ラオスの1人当たりGDPは2,586ドル(2018年)に達し、一般的に個人消費が拡大する目安と言われる3,000ドルを超える日も近いとみられる。とりわけ、首都ビエンチャンでは所得増加に伴い、経済的な余裕が生まれた中間層をターゲットとしたビジネスのチャンスが広がり、エンターテインメントもその1つと位置付けられるだろう。他方、ラオスは人口約700万人の小さな国で、市場規模という尺度では大きいとはいえない。ただし、市川氏が指摘したように、民族、文化、言語的な親和性や、地理的な近さを踏まえて、「ラオス・プラス・イサーン」という視点で見ると、潜在的な市場規模は広がる可能性がある。タイのエンターテインメント文化が、国境を越えてラオスに流入するというこれまでのベクトルに対して、ラオスから、タイ東北部にエンターテインメント文化を逆流させるという視点だ。フェイスブックなどのSNS、ユーチューブなどのインターネット媒体に加えて、ラオスおよびタイ東北部の視聴者に対して24時間の歌謡番組や子供向け番組を提供するテレビ放送局「MVラオ」などの活用も可能だ。

同様に、企業広告にアイドルなど有名人を起用するビジネスモデルも、発展する可能性はあるとみられる。従来、ラオス市場での企業の販売促進活動は、最も影響力がある情報発信媒体であるフェイスブックの活用や、ショッピングセンターなどでの販促イベントなど、手段が限られてきた。

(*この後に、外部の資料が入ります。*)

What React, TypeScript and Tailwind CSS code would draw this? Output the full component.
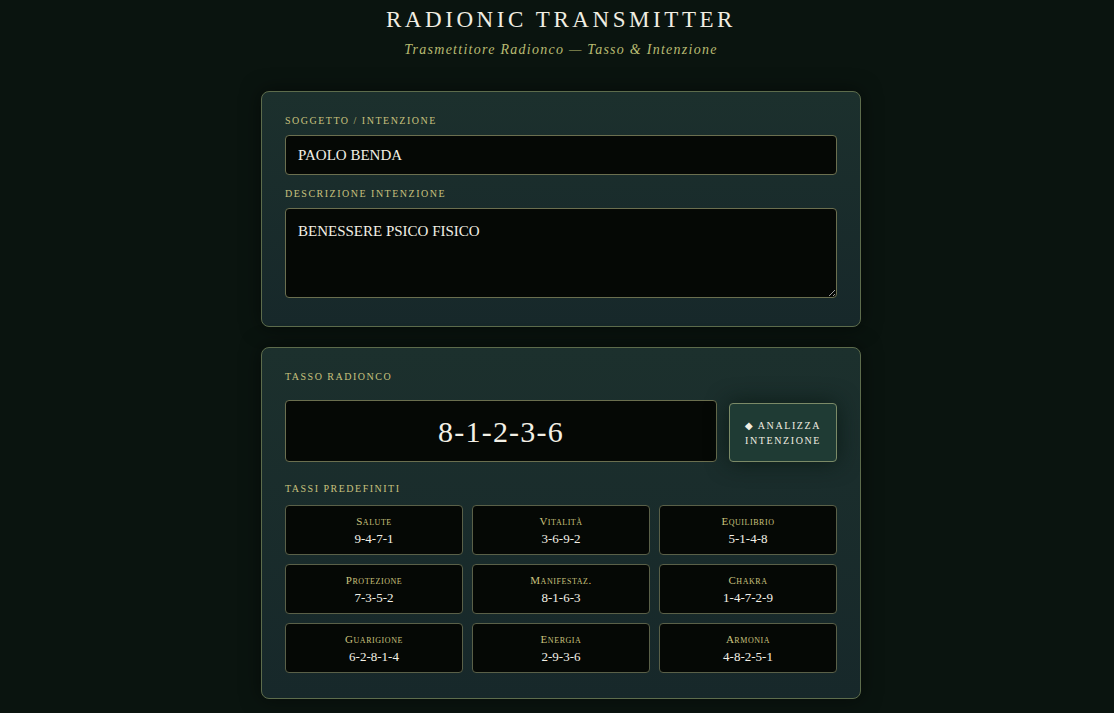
import React from "react";

const presets = [
  { name: "Salute", rate: "9-4-7-1" },
  { name: "Vitalità", rate: "3-6-9-2" },
  { name: "Equilibrio", rate: "5-1-4-8" },
  { name: "Protezione", rate: "7-3-5-2" },
  { name: "Manifestaz.", rate: "8-1-6-3" },
  { name: "Chakra", rate: "1-4-7-2-9" },
  { name: "Guarigione", rate: "6-2-8-1-4" },
  { name: "Energia", rate: "2-9-3-6" },
  { name: "Armonia", rate: "4-8-2-5-1" },
];

const serif = { fontFamily: '"Liberation Serif", "DejaVu Serif", serif' };

function Label({ children }: { children: React.ReactNode }) {
  return (
    <div className="mb-[7px] text-[10px] uppercase leading-[14px] tracking-[0.15em] text-[#c9c27e]">
      {children}
    </div>
  );
}

export default function App() {
  return (
    <div className="min-h-[713px] bg-[#0a140f] pb-4 pl-[8px]" style={serif}>
      <header className="pt-[7px] text-center">
        <h1 className="text-[23px] leading-[26px] uppercase tracking-[0.155em] text-[#f1eee2]">
          Radionic Transmitter
        </h1>
        <p className="mt-[9px] text-[14px] italic leading-[16px] tracking-[0.09em] text-[#b9bb72]">
          Trasmettitore Radionco — Tasso &amp; Intenzione
        </p>
      </header>

      <main className="mx-auto mt-[33px] flex w-[600px] flex-col gap-[20px]">
        <section className="rounded-[8px] border border-[#5d6c4c] bg-gradient-to-b from-[#1c302d] to-[#17282a] px-[23px] pb-[28px] pt-[22px] shadow-[0_0_20px_rgba(0,0,0,0.5)]">
          <Label>Soggetto / Intenzione</Label>
          <input
            readOnly
            value="PAOLO BENDA"
            className="block h-[40px] w-full rounded-[4px] border border-[#6b6f4f] bg-[#050805] px-[12px] text-[15px] text-[#f3f0e6] outline-none"
            style={serif}
          />
          <div className="mt-[12px]">
            <Label>Descrizione Intenzione</Label>
          </div>
          <textarea
            readOnly
            value="BENESSERE PSICO FISICO"
            className="block h-[90px] w-full resize-y rounded-[4px] border border-[#6b6f4f] bg-[#050805] px-[12px] py-[12px] text-[15px] leading-[20px] text-[#f3f0e6] outline-none"
            style={serif}
          />
        </section>

        <section className="rounded-[8px] border border-[#5d6c4c] bg-gradient-to-b from-[#1c302d] to-[#17282a] px-[23px] pb-[25px] pt-[22px] shadow-[0_0_20px_rgba(0,0,0,0.5)]">
          <Label>Tasso Radionco</Label>
          <div className="mt-[16px] flex items-stretch gap-[12px]">
            <div className="flex h-[62px] flex-1 items-center justify-center rounded-[4px] border border-[#6b6f4f] bg-[#050805] text-[30px] tracking-[0.04em] text-[#f3f0e6]">
              8-1-2-3-6
            </div>
            <button
              className="mt-[3px] h-[59px] w-[108px] rounded-[4px] border border-[#7b8a67] bg-[#1f3b34] text-[10px] uppercase leading-[15px] tracking-[0.16em] text-[#f1eee2] shadow-[0_0_22px_rgba(10,25,20,0.9)]"
              style={serif}
            >
              ◆ Analizza
              <br />
              Intenzione
            </button>
          </div>
          <div className="mt-[20px]">
            <Label>Tassi Predefiniti</Label>
          </div>
          <div className="mt-[9px] grid grid-cols-3 gap-[9px]">
            {presets.map((p) => (
              <div
                key={p.name}
                className="flex h-[50px] flex-col items-center justify-center rounded-[4px] border border-[#5a6048] bg-[#050805]"
              >
                <div className="text-[11px] leading-[14px] tracking-[0.05em] text-[#c9c27e] [font-variant:small-caps]">
                  {p.name}
                </div>
                <div className="mt-[3px] text-[13px] leading-[16px] text-[#f3f0e6]">{p.rate}</div>
              </div>
            ))}
          </div>
        </section>
      </main>
    </div>
  );
}
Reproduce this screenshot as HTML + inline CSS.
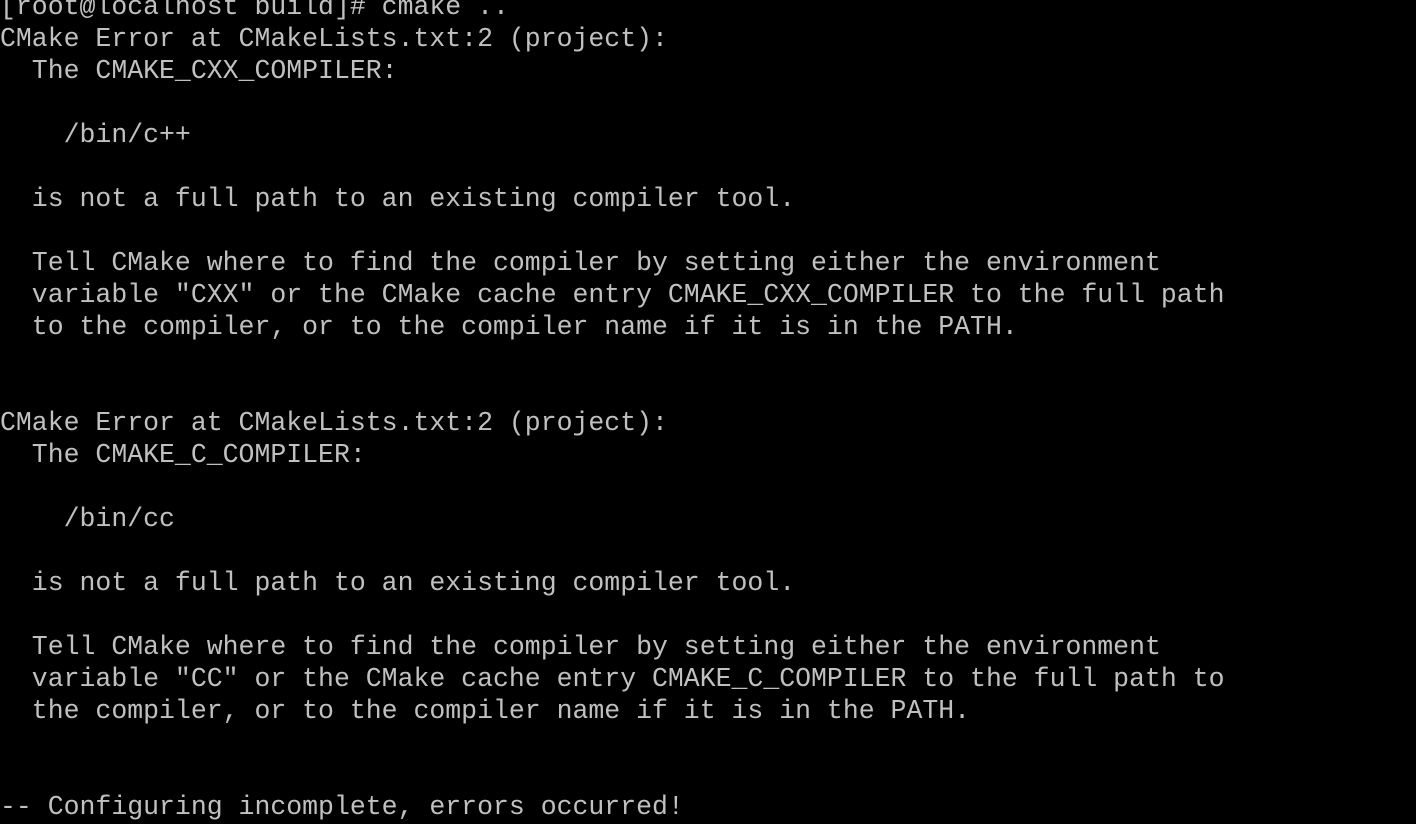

また前述のとおり、ラオスではタイのテレビ放送を視聴できるため、ラオス人は自国ではなく、タイの番組からより多くの情報を入手しているのが現状だ。ラオス国内では、テレビを通じた広告宣伝に有名人を起用するビジネスモデルが確立していないのである。こうした中、将来的な消費世代である若年層や中間層の取り込みには、SNSを活用したインターネット広告が、今後も重要な手段であり続けるとみられる。国内に広く認知された身近な有名人を起用する広告ビジネスモデルが、SNSによるインターネット広告と融合し、ラオスで根付いていくかどうか、ラオス初のアイドルグループ「Lao Navy」の活動に注目が集まる。


LaoNavyメンバーと市川プロデューサー(ジェトロ撮影)
執筆者紹介
ジェトロ・ビエンチャン事務所
宮本 結都(みやもと ゆいと)
2017年、ジェトロ入構。企画部企画課(2017年~2019年8月)を経て現職。